Your task ::
Pull out every line containing the string "this".

Supplied information ::
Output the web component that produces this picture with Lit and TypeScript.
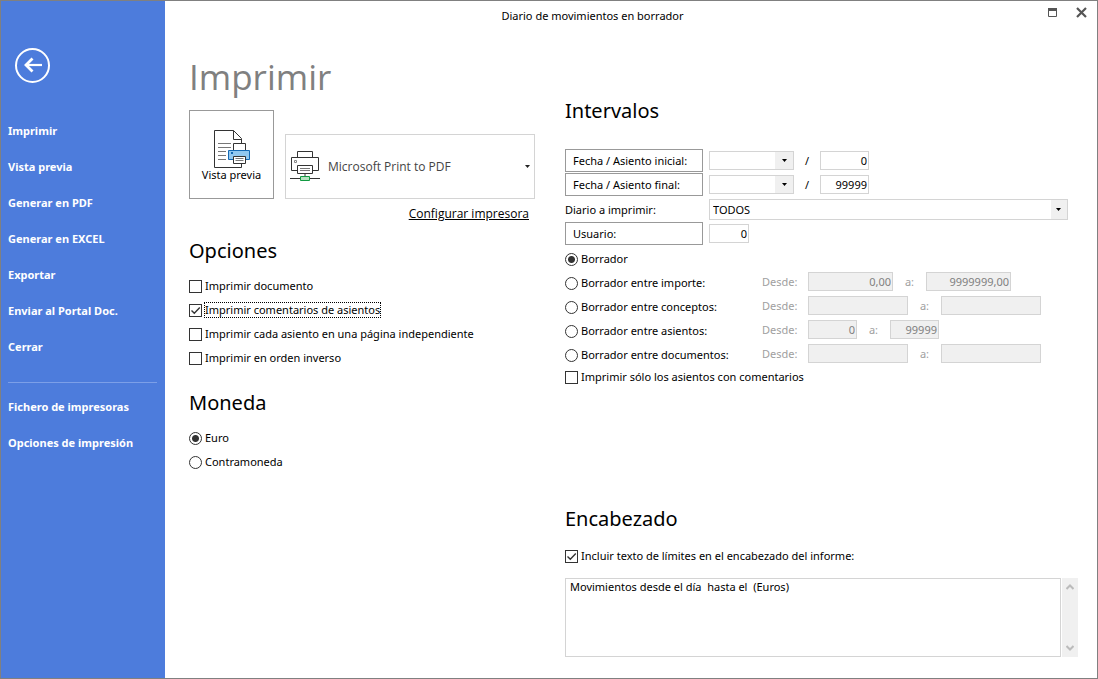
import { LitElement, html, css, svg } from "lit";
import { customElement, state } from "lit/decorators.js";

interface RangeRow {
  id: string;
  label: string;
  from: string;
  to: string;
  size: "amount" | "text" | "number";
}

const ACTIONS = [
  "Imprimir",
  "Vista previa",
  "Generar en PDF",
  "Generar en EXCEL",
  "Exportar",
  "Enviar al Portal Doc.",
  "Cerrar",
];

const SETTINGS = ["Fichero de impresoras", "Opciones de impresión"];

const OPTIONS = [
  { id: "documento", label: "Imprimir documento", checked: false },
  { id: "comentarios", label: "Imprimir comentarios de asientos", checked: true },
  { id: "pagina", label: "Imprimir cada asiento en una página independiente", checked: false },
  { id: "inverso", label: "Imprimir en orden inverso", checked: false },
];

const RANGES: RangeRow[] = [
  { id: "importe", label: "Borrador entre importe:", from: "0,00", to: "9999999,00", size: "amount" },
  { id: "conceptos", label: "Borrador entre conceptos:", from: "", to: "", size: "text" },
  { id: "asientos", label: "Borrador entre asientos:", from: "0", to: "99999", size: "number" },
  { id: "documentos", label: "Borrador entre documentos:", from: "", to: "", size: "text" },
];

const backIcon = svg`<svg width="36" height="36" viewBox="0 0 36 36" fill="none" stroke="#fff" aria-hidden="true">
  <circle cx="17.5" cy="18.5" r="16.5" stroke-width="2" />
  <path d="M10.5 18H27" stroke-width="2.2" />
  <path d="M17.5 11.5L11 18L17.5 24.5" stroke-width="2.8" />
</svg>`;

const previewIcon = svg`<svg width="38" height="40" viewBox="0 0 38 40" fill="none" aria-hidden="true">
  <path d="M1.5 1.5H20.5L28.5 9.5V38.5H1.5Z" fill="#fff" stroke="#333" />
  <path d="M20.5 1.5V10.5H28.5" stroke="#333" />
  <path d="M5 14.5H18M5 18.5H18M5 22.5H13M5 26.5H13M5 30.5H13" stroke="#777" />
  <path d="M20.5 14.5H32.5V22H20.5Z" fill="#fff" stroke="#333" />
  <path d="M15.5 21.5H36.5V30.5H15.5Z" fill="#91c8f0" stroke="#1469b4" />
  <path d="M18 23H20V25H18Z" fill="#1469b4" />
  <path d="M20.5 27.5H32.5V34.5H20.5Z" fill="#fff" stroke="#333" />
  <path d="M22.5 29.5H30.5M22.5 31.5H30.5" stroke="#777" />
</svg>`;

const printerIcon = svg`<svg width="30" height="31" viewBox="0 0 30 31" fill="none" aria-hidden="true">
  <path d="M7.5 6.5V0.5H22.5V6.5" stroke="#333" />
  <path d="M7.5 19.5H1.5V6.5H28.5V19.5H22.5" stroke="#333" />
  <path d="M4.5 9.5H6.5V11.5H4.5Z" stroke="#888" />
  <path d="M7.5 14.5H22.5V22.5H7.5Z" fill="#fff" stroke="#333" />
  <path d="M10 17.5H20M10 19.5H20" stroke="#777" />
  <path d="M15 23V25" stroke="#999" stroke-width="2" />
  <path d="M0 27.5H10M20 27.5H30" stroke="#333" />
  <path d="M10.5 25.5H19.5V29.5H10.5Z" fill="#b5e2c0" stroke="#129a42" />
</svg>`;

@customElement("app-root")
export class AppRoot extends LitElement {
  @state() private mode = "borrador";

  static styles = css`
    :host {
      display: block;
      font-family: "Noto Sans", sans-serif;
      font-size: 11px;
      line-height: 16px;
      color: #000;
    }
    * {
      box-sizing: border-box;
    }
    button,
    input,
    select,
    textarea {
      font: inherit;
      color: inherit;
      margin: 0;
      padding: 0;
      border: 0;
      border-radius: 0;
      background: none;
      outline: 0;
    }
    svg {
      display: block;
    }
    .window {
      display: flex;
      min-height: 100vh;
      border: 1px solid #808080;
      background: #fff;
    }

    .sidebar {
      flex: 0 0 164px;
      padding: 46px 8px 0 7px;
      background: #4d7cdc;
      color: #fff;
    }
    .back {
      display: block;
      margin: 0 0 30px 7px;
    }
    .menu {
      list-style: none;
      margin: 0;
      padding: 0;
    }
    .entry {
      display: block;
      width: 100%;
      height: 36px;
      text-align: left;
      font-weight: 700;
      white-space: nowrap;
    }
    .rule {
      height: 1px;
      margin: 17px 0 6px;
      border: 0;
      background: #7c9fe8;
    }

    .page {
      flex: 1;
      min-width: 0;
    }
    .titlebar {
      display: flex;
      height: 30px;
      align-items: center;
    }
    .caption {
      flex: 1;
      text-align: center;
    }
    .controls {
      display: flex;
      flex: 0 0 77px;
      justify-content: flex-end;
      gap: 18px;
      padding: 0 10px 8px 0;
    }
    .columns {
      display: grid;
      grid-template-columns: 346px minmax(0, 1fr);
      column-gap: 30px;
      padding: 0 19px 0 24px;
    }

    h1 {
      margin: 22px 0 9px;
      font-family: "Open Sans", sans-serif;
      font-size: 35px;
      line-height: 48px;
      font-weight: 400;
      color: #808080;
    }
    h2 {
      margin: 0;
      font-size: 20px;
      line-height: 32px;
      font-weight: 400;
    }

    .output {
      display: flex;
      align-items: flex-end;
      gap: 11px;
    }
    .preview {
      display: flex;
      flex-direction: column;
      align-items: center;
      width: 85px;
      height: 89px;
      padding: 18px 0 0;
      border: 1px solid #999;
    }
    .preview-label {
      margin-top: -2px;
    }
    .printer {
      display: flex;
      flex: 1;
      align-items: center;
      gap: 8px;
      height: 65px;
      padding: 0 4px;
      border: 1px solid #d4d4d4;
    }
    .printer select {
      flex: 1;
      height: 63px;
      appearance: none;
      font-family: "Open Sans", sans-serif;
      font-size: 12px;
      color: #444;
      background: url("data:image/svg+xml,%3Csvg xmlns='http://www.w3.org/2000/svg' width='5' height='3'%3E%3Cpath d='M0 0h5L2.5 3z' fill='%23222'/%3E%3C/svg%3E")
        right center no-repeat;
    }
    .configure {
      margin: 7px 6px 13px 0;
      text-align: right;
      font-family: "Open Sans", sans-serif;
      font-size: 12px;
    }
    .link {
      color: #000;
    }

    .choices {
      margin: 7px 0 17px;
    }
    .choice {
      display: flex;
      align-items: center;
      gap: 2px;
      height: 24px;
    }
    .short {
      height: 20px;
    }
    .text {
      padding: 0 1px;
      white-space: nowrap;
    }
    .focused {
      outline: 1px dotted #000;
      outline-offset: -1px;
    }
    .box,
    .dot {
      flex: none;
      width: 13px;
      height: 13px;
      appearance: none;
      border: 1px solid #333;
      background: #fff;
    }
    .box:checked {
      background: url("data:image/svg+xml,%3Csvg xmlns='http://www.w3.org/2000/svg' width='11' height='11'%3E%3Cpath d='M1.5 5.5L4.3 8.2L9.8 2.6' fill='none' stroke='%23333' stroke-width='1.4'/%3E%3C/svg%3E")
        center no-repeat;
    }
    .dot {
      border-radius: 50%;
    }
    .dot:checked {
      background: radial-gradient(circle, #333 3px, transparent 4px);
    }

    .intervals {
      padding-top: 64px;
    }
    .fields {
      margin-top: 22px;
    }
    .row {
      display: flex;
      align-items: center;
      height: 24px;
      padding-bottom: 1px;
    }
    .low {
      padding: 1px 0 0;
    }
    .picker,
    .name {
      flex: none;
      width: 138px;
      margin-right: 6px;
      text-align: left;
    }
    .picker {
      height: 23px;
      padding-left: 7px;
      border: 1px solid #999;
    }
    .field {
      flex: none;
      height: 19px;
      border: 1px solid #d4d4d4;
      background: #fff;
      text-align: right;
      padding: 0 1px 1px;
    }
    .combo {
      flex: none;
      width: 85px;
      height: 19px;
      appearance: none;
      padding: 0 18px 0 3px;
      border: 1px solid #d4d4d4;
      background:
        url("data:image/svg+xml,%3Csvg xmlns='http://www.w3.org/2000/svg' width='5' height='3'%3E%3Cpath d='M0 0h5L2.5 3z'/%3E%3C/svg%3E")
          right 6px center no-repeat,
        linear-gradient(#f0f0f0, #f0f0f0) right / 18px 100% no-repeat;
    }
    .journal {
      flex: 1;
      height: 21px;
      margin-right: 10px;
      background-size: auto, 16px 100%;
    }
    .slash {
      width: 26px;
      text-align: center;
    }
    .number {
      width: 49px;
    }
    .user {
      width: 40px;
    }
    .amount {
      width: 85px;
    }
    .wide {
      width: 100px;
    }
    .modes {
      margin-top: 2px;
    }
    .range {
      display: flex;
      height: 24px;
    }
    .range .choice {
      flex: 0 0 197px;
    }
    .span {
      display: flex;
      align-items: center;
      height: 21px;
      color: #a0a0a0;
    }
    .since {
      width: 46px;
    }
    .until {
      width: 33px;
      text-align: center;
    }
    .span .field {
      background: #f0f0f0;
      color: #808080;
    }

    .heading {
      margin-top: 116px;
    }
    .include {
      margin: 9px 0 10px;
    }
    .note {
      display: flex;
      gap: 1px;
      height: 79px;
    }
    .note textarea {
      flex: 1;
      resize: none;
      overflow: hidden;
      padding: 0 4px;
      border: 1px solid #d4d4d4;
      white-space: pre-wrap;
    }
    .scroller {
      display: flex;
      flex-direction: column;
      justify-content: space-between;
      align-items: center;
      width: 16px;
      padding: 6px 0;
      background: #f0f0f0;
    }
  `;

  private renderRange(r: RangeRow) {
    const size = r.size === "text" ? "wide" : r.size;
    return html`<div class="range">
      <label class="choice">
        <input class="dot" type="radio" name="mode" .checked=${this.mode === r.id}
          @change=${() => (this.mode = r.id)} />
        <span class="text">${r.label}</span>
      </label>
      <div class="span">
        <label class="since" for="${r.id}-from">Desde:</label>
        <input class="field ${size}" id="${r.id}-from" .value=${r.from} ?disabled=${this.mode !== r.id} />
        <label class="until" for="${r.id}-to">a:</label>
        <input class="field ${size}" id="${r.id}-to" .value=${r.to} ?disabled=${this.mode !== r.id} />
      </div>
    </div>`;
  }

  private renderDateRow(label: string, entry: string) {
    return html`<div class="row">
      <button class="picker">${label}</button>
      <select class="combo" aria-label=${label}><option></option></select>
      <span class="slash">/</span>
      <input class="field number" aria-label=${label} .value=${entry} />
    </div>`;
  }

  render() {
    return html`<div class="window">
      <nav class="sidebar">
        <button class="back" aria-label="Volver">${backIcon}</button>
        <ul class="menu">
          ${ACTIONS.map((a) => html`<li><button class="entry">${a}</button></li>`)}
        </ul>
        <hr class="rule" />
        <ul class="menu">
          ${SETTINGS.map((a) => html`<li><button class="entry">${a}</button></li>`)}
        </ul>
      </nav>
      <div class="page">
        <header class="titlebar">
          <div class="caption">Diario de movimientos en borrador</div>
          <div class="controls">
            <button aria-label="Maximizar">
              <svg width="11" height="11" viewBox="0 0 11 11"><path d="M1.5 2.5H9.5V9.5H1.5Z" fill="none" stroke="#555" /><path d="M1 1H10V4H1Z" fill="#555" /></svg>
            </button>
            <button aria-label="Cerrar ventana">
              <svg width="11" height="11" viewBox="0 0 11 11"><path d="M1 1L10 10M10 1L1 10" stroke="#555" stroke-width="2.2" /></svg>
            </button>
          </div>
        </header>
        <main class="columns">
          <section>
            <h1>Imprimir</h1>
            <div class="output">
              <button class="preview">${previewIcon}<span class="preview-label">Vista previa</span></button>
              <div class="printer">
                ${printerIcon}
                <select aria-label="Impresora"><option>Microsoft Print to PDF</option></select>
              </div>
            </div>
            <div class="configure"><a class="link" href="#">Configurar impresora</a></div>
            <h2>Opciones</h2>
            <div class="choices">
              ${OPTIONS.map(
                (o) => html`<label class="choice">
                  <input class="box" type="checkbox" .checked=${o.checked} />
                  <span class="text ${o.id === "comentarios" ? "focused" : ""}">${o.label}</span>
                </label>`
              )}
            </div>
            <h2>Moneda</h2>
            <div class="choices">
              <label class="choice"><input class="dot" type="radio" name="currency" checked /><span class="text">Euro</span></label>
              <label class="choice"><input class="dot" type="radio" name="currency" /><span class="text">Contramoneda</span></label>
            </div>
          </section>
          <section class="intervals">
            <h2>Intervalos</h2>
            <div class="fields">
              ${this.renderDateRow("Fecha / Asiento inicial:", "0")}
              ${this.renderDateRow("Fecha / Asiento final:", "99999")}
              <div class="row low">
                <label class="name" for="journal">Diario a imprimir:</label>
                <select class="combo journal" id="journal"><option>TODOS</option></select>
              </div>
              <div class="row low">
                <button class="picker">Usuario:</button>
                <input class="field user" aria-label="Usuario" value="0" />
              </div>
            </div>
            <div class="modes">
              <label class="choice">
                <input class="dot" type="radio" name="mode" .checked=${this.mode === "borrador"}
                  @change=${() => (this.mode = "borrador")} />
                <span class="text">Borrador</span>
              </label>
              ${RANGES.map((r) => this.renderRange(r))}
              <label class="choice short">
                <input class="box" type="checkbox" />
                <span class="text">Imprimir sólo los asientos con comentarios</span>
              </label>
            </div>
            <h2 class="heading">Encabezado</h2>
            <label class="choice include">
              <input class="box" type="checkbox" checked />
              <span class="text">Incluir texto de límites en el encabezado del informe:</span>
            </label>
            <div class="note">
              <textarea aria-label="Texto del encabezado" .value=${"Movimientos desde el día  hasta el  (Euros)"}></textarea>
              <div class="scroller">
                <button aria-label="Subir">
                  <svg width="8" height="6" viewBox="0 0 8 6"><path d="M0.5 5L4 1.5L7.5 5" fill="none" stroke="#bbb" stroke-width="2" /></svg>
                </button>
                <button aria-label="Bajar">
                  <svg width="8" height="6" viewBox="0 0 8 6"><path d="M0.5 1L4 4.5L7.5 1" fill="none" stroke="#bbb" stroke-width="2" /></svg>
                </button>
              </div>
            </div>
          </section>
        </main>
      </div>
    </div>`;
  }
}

Final result ::
Output the web component that produces this picture with Lit and TypeScript.
        <input class="dot" type="radio" name="mode" .checked=${this.mode === r.id}
          @change=${() => (this.mode = r.id)} />
        <input class="field ${size}" id="${r.id}-from" .value=${r.from} ?disabled=${this.mode !== r.id} />
        <input class="field ${size}" id="${r.id}-to" .value=${r.to} ?disabled=${this.mode !== r.id} />
              ${this.renderDateRow("Fecha / Asiento inicial:", "0")}
              ${this.renderDateRow("Fecha / Asiento final:", "99999")}
                <input class="dot" type="radio" name="mode" .checked=${this.mode === "borrador"}
                  @change=${() => (this.mode = "borrador")} />
              ${RANGES.map((r) => this.renderRange(r))}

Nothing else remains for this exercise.